I remember a girl visiting me in Alaska one time and she asked why we drove electric cars and trucks, due to the cord hanging out the front grill of almost every vehicle. We did plug in our vehicles during winter, but it wasn't to recharge a battery cell, but to keep the batteries and fluids warm, or we wouldn't be able to start them. Farther north, along the coast of the Arctic ocean, they leave their vehicles running 24/7 because if they turn them off, they won't start again until Spring.

While this Polar Vortex 2.0 we're experiencing in a portion of the country currently isn't nearly that bad, there are a few lessons which can be adapted from truly cold climates that will help ensure your vehicle keeps operating when you need it most.

  1. Keep it indoors. Yes, your garage will be about as cold as the driveway, but it will protect your vehicle from the wind. This will protect some of your more delicate parts and electronics from much more frigid temperatures than what is reading on the thermometer (also known as “wind chill”). So clean out that garage and park your car where it belongs! If your vehicle still has trouble starting due to the cold, plug in a small heater and place it in the engine compartment or directly underneath it to warm up the fluids and the engine components.

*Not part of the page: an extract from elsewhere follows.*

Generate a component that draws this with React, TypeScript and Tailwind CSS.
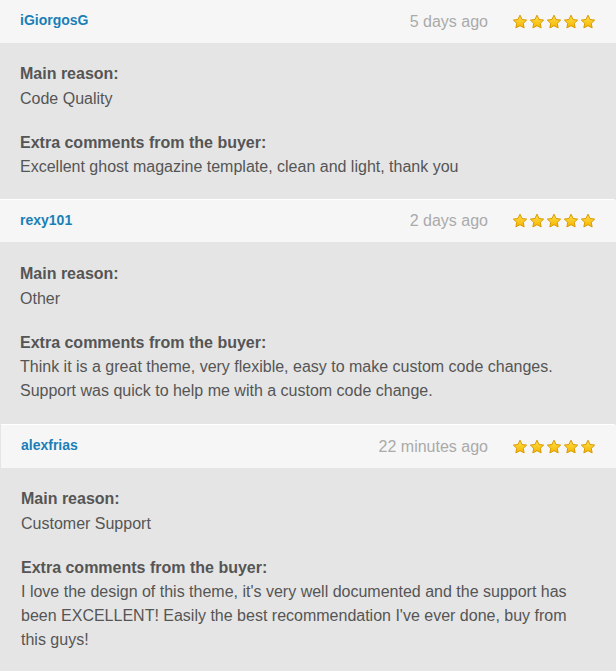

  2. Start your car and let it run for a few minutes to warm things up before you shift into gear. They call this “warming up” the car for a reason! It allows fluids to begin to flow freely, plastic parts to warm up, and things to begin running smoothly before you subject it to more stress by driving it. So start it up, run back inside the kiss the spouse and kids goodbye, grab a couple more swallows of coffee, and head back out to your nice, toasty (and road-ready) car.

  3. Make the shift to winter fluids. If you don't usually winterize your car you may be completely unaware that colder temperatures can require special fluids to operate well. Usually you want to use a less viscous (thick) engine oil, and windshield wiper fluid and coolant with a lower freezing point. You should also keep your fluids topped off, including your gas tank, and include anti-freeze or anti-seperation additives as necessary. Condensation (water) inside a gas tank due to cold temperatures can ruin your day real quick!

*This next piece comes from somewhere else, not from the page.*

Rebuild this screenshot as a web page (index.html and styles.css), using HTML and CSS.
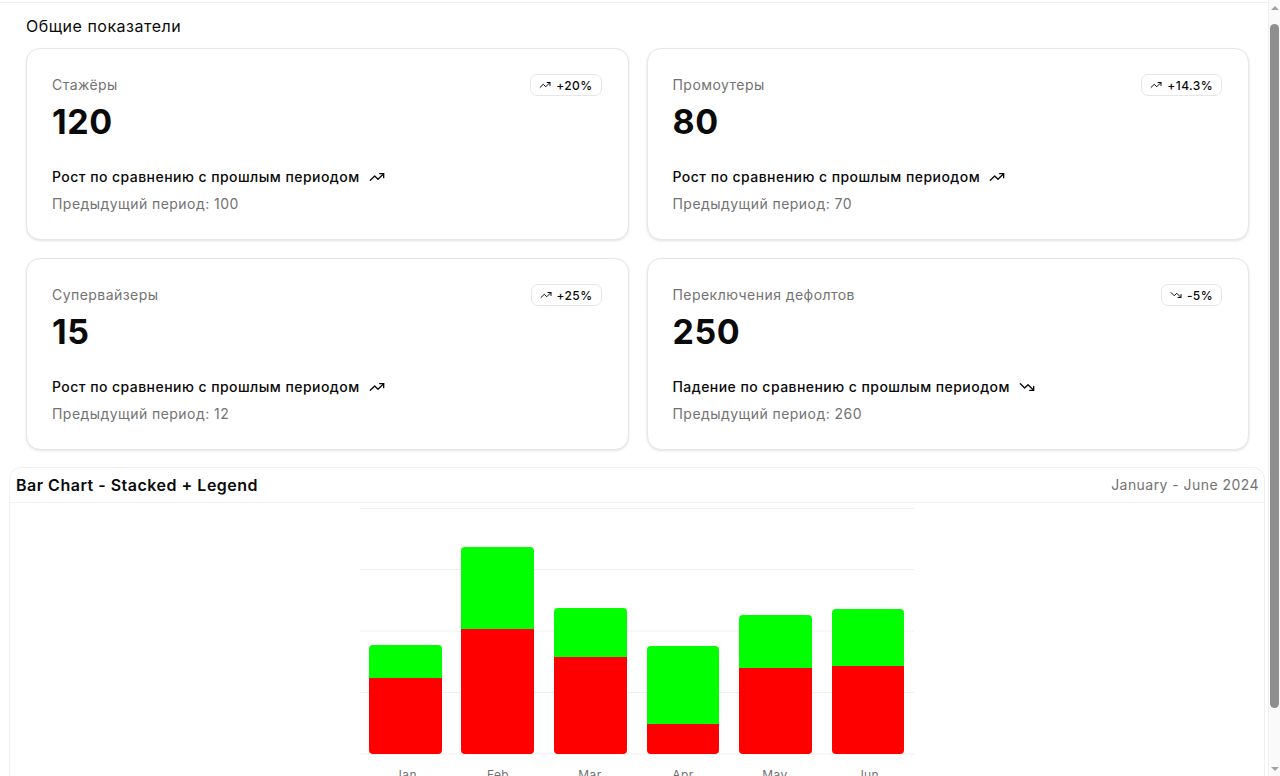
FILE: index.html
```html
<!DOCTYPE html>
<html lang="ru">
<head>
<meta charset="utf-8">
<title>Общие показатели</title>
<link rel="stylesheet" href="styles.css">
</head>
<body>
<div class="topbar"></div>
<main class="page">
  <section class="overview">
    <h2 class="section-title">Общие показатели</h2>
    <div class="cards">
      <div class="card">
        <div class="card-head">
          <div class="card-label">Стажёры</div>
          <span class="badge"><svg class="ico-s" viewBox="0 0 24 24"><polyline points="22 7 13.5 15.5 8.5 10.5 2 17"/><polyline points="16 7 22 7 22 13"/></svg>+20%</span>
        </div>
        <div class="card-value">120</div>
        <div class="card-foot">
          <div class="trend">Рост по сравнению с прошлым периодом <svg class="ico" viewBox="0 0 24 24"><polyline points="22 7 13.5 15.5 8.5 10.5 2 17"/><polyline points="16 7 22 7 22 13"/></svg></div>
          <div class="prev">Предыдущий период: 100</div>
        </div>
      </div>
      <div class="card">
        <div class="card-head">
          <div class="card-label">Промоутеры</div>
          <span class="badge"><svg class="ico-s" viewBox="0 0 24 24"><polyline points="22 7 13.5 15.5 8.5 10.5 2 17"/><polyline points="16 7 22 7 22 13"/></svg>+14.3%</span>
        </div>
        <div class="card-value">80</div>
        <div class="card-foot">
          <div class="trend">Рост по сравнению с прошлым периодом <svg class="ico" viewBox="0 0 24 24"><polyline points="22 7 13.5 15.5 8.5 10.5 2 17"/><polyline points="16 7 22 7 22 13"/></svg></div>
          <div class="prev">Предыдущий период: 70</div>
        </div>
      </div>
      <div class="card">
        <div class="card-head">
          <div class="card-label">Супервайзеры</div>
          <span class="badge"><svg class="ico-s" viewBox="0 0 24 24"><polyline points="22 7 13.5 15.5 8.5 10.5 2 17"/><polyline points="16 7 22 7 22 13"/></svg>+25%</span>
        </div>
        <div class="card-value">15</div>
        <div class="card-foot">
          <div class="trend">Рост по сравнению с прошлым периодом <svg class="ico" viewBox="0 0 24 24"><polyline points="22 7 13.5 15.5 8.5 10.5 2 17"/><polyline points="16 7 22 7 22 13"/></svg></div>
          <div class="prev">Предыдущий период: 12</div>
        </div>
      </div>
      <div class="card">
        <div class="card-head">
          <div class="card-label">Переключения дефолтов</div>
          <span class="badge"><svg class="ico-s" viewBox="0 0 24 24"><polyline points="22 17 13.5 8.5 8.5 13.5 2 7"/><polyline points="16 17 22 17 22 11"/></svg>-5%</span>
        </div>
        <div class="card-value">250</div>
        <div class="card-foot">
          <div class="trend">Падение по сравнению с прошлым периодом <svg class="ico" viewBox="0 0 24 24"><polyline points="22 17 13.5 8.5 8.5 13.5 2 7"/><polyline points="16 17 22 17 22 11"/></svg></div>
          <div class="prev">Предыдущий период: 260</div>
        </div>
      </div>
    </div>
  </section>

  <section class="chart-card">
    <div class="chart-head">
      <h3 class="chart-title">Bar Chart - Stacked + Legend</h3>
      <span class="chart-range">January - June 2024</span>
    </div>
    <div class="chart-body">
      <svg class="chart" viewBox="0 0 554 280" width="554" height="280">
        <g class="grid">
          <line x1="0" x2="554" y1="0.5" y2="0.5"/>
          <line x1="0" x2="554" y1="61.5" y2="61.5"/>
          <line x1="0" x2="554" y1="123" y2="123"/>
          <line x1="0" x2="554" y1="184.5" y2="184.5"/>
          <line x1="0" x2="554" y1="246" y2="246"/>
        </g>
        <g class="bars-desktop">
          <path d="M9 170 H82 V242 a4 4 0 0 1 -4 4 H13 a4 4 0 0 1 -4 -4 Z"/>
          <path d="M101 121 H174 V242 a4 4 0 0 1 -4 4 H105 a4 4 0 0 1 -4 -4 Z"/>
          <path d="M194 149 H267 V242 a4 4 0 0 1 -4 4 H198 a4 4 0 0 1 -4 -4 Z"/>
          <path d="M287 216 H359 V242 a4 4 0 0 1 -4 4 H291 a4 4 0 0 1 -4 -4 Z"/>
          <path d="M379 160 H452 V242 a4 4 0 0 1 -4 4 H383 a4 4 0 0 1 -4 -4 Z"/>
          <path d="M472 158 H544 V242 a4 4 0 0 1 -4 4 H476 a4 4 0 0 1 -4 -4 Z"/>
        </g>
        <g class="bars-mobile">
          <path d="M9 170 V141 a4 4 0 0 1 4 -4 H78 a4 4 0 0 1 4 4 V170 Z"/>
          <path d="M101 121 V43 a4 4 0 0 1 4 -4 H170 a4 4 0 0 1 4 4 V121 Z"/>
          <path d="M194 149 V104 a4 4 0 0 1 4 -4 H263 a4 4 0 0 1 4 4 V149 Z"/>
          <path d="M287 216 V142 a4 4 0 0 1 4 -4 H355 a4 4 0 0 1 4 4 V216 Z"/>
          <path d="M379 160 V111 a4 4 0 0 1 4 -4 H448 a4 4 0 0 1 4 4 V160 Z"/>
          <path d="M472 158 V105 a4 4 0 0 1 4 -4 H540 a4 4 0 0 1 4 4 V158 Z"/>
        </g>
        <g class="ticks">
          <text x="46" y="271">Jan</text>
          <text x="138" y="271">Feb</text>
          <text x="230" y="271">Mar</text>
          <text x="323" y="271">Apr</text>
          <text x="415" y="271">May</text>
          <text x="508" y="271">Jun</text>
        </g>
      </svg>
      <div class="legend">
        <span class="legend-item"><i class="dot dot-desktop"></i>Desktop</span>
        <span class="legend-item"><i class="dot dot-mobile"></i>Mobile</span>
      </div>
    </div>
  </section>
</main>
<div class="scrollbar" aria-hidden="true">
  <span class="sb-arrow sb-up"></span>
  <span class="sb-thumb"></span>
  <span class="sb-arrow sb-down"></span>
</div>
</body>
</html>
```
FILE: styles.css
```css
* { box-sizing: border-box; }
html, body { margin: 0; padding: 0; }
body {
  font-family: Inter, "Noto Sans", "Liberation Sans", sans-serif;
  color: #0a0a0a;
  background: #fff;
  padding-right: 12px;
}
.topbar {
  height: 3px;
  border-bottom: 1px solid #efefef;
}
.page { padding-bottom: 10px; }
.overview { padding: 0 19px 0 26px; }
.section-title {
  margin: 0;
  padding-top: 11px;
  font-size: 16px;
  line-height: 24px;
  font-weight: 400;
  letter-spacing: 0.5px;
  height: 45px;
}
.cards {
  display: grid;
  grid-template-columns: 1fr 1fr;
  gap: 18px;
}
.card {
  border: 1px solid #e6e6e6;
  border-radius: 14px;
  box-shadow: 0 1px 3px rgba(0,0,0,0.08), 0 1px 2px rgba(0,0,0,0.04);
  padding: 25px 26px 26px 25px;
  height: 192px;
  background: #fff;
}
.card-head {
  display: flex;
  justify-content: space-between;
  align-items: center;
}
.card-label {
  font-size: 14px;
  line-height: 20px;
  color: #737373;
  letter-spacing: 0.45px;
}
.badge {
  display: inline-flex;
  align-items: center;
  gap: 5px;
  height: 22px;
  padding: 0 8px;
  border: 1px solid #e6e6e6;
  border-radius: 7px;
  font-size: 12px;
  font-weight: 500;
  letter-spacing: 0.4px;
  color: #0a0a0a;
}
.ico-s {
  width: 12px; height: 12px;
  fill: none; stroke: #0a0a0a; stroke-width: 2; stroke-linecap: round; stroke-linejoin: round;
}
.card-value {
  margin-top: 6px;
  font-size: 34px;
  line-height: 40px;
  font-weight: 700;
  letter-spacing: 0.6px;
}
.card-foot { margin-top: 25px; }
.trend {
  display: flex;
  align-items: center;
  gap: 9px;
  font-size: 14px;
  line-height: 20px;
  font-weight: 500;
  letter-spacing: 0.45px;
}
.ico {
  width: 16px; height: 16px;
  fill: none; stroke: #0a0a0a; stroke-width: 2; stroke-linecap: round; stroke-linejoin: round;
}
.prev {
  margin-top: 7px;
  font-size: 14px;
  line-height: 20px;
  color: #737373;
  letter-spacing: 0.45px;
}
.chart-card {
  margin: 17px 3px 0 9px;
  border: 1px solid #f0f0f0;
  border-radius: 12px;
  background: #fff;
}
.chart-head {
  display: flex;
  justify-content: space-between;
  align-items: center;
  padding: 5px 5px 5px 6px;
  border-bottom: 1px solid #f3f3f3;
}
.chart-title {
  margin: 0;
  font-size: 16px;
  line-height: 24px;
  font-weight: 600;
  letter-spacing: 0.5px;
}
.chart-range {
  font-size: 14px;
  line-height: 20px;
  color: #737373;
  letter-spacing: 0.45px;
}
.chart-body {
  padding-top: 5px;
  display: flex;
  flex-direction: column;
  align-items: center;
}
.chart { display: block; overflow: visible; }
.grid line { stroke: #efefef; stroke-width: 1; }
.bars-desktop path { fill: #ff0000; }
.bars-mobile path { fill: #00ff00; }
.ticks text {
  font-family: Inter, "Noto Sans", sans-serif;
  font-size: 12px;
  fill: #737373;
  text-anchor: middle;
  letter-spacing: 0.4px;
}
.legend {
  display: flex;
  gap: 16px;
  padding: 8px 0 20px;
  font-size: 12px;
  color: #0a0a0a;
}
.legend-item { display: inline-flex; align-items: center; gap: 6px; }
.dot { width: 8px; height: 8px; border-radius: 2px; display: inline-block; }
.dot-desktop { background: #ff0000; }
.dot-mobile { background: #00ff00; }

/* emulated browser scrollbar */
.scrollbar {
  position: fixed;
  top: 0;
  right: 0;
  bottom: 0;
  width: 12px;
  background: #fafafa;
  border-left: 1px solid #f0f0f0;
  display: flex;
  flex-direction: column;
  align-items: center;
  padding: 6px 0 5px;
}
.sb-arrow {
  width: 0; height: 0;
  border-left: 4px solid transparent;
  border-right: 4px solid transparent;
}
.sb-up { border-bottom: 4px solid #a3a3a3; }
.sb-down { border-top: 4px solid #a3a3a3; margin-top: auto; }
.sb-thumb {
  margin-top: 14px;
  width: 9px;
  height: 684px;
  background: #8e8e8e;
  border-radius: 5px;
}
```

  4. Check your car. Check the hoses, wires, tire pressure, wiper blades, battery, and other components that you SHOULD be checking on a semi-regular basis. These are particularly susceptible to extremely low temperatures. Some can cause break-downs without advanced notice and you'll be very cold while you wait for a friend, or tow truck, to show up.

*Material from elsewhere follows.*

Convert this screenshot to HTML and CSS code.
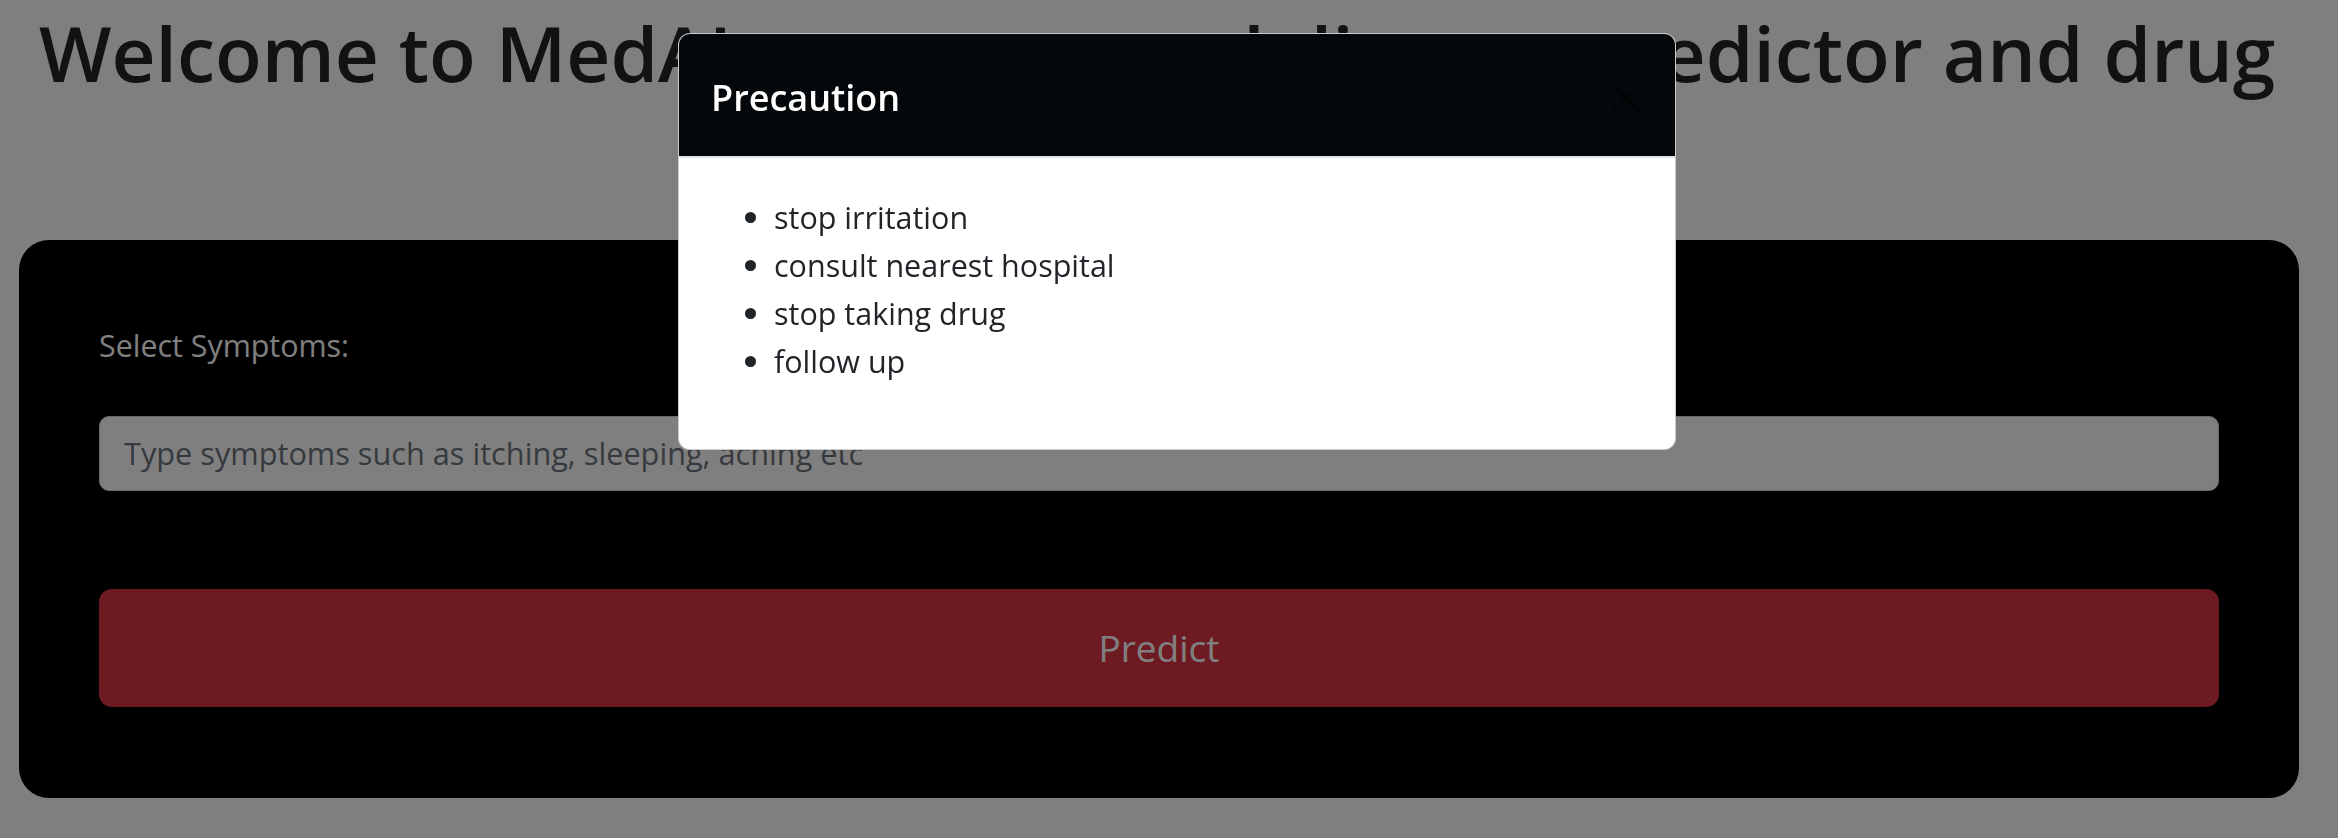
FILE: index.html
```html
<!DOCTYPE html>
<html lang="en">
<head>
<meta charset="utf-8">
<title>MedAI</title>
<link rel="stylesheet" href="styles.css">
</head>
<body>
<main class="page">
  <h1 class="headline">Welcome to MedAI your personal disease predictor and drug</h1>
  <section class="card">
    <form class="form">
      <label class="label" for="symptoms">Select Symptoms:</label>
      <input class="input" id="symptoms" type="text" placeholder="Type symptoms such as itching, sleeping, aching etc">
      <button class="predict" type="button">Predict</button>
    </form>
  </section>
</main>
<div class="backdrop"></div>
<div class="modal" role="dialog">
  <div class="modal-header">
    <h5 class="modal-title">Precaution</h5>
    <button class="close" type="button" aria-label="Close">
      <svg width="32" height="32" viewBox="0 0 32 32"><path d="M2 2 L30 30 M30 2 L2 30" stroke="#000" stroke-width="2.4" fill="none"/></svg>
    </button>
  </div>
  <div class="modal-body">
    <ul class="list">
      <li>stop irritation</li>
      <li>consult nearest hospital</li>
      <li>stop taking drug</li>
      <li>follow up</li>
    </ul>
  </div>
</div>
</body>
</html>
```
FILE: styles.css
```css
* { box-sizing: border-box; }
html, body { margin: 0; padding: 0; }
body {
  background: #fff;
  font-family: "Open Sans", "Liberation Sans", sans-serif;
  color: #212529;
  width: 2338px;
  height: 838px;
  overflow: hidden;
}
.page { padding: 0 39px 0 19px; }
.headline {
  margin: 7px 0 141px;
  padding-left: 20px;
  font-size: 76.6px;
  font-weight: 600;
  line-height: 1.2;
  color: #212529;
  white-space: nowrap;
}
.card {
  background: #000;
  border-radius: 30px;
  padding: 83px 80px 91px;
}
.form { display: flex; flex-direction: column; }
.label {
  color: #fff;
  font-size: 30.4px;
  line-height: 45px;
  margin-bottom: 48px;
}
.input {
  height: 75px;
  border: 1px solid #ced4da;
  border-radius: 10px;
  background: #fff;
  padding: 0 24px;
  font-family: inherit;
  font-size: 30.7px;
  color: #212529;
}
.input::placeholder { color: #6c757d; }
.predict {
  margin-top: 98px;
  height: 118px;
  border: 0;
  border-radius: 13px;
  background: #dc3545;
  color: #fff;
  font-family: inherit;
  font-size: 37px;
}
.backdrop {
  position: fixed;
  inset: 0;
  background: rgba(0, 0, 0, 0.5);
}
.modal {
  position: fixed;
  left: 678px;
  top: 33px;
  width: 998px;
  background: #fff;
  border: 1px solid rgba(0, 0, 0, 0.2);
  border-radius: 12px;
  overflow: hidden;
}
.modal-header {
  display: flex;
  align-items: center;
  height: 124px;
  padding: 6px 33px 0 32px;
  background: #05080a;
  border-bottom: 2px solid #dee2e6;
}
.modal-title {
  margin: 0;
  color: #fff;
  font-size: 36px;
  font-weight: 600;
  line-height: 1.5;
}
.close {
  margin-left: auto;
  padding: 0;
  border: 0;
  background: transparent;
  opacity: 0.6;
  display: flex;
}
.modal-body { padding: 35px 33px 64px; }
.list {
  margin: 0;
  padding-left: 62px;
  font-size: 30.5px;
  line-height: 48px;
  color: #212529;
}
```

  5. Keep an emergency kit in your car. If you already do this but aren't used to arctic-type temperatures, it can be helpful to add a couple things such as a down or wool blanket, extra hat and gloves, maybe an entire change of warmer clothes (coat and pants) if you don't usually “dress for the weather” due to working in a climate controlled environment, some instant heat packs, and snow or waterproof boots. If you're getting snow, don't forget something to provide traction in case your tires start spinning. If you don't normally keep an emergency kit in your car, make sure you have a jack, spare tire, tire sealant, some water and snacks, road flares, flashlight or headlamp, leather gloves, basic tools, and other necessities.

And remember to take it easy on the roads. Road conditions can change rapidly in shifting cold temperatures, causing pot-holes or bumps where there normally are none, and of course bringing the dreaded black ice. Leave extra space between you and the cars in front of and around you, and allow yourself some extra time to get to work in case of other drivers having trouble. Or that one guy who always seems to drive 20 mph right in front of you at the slightest hint of adverse conditions.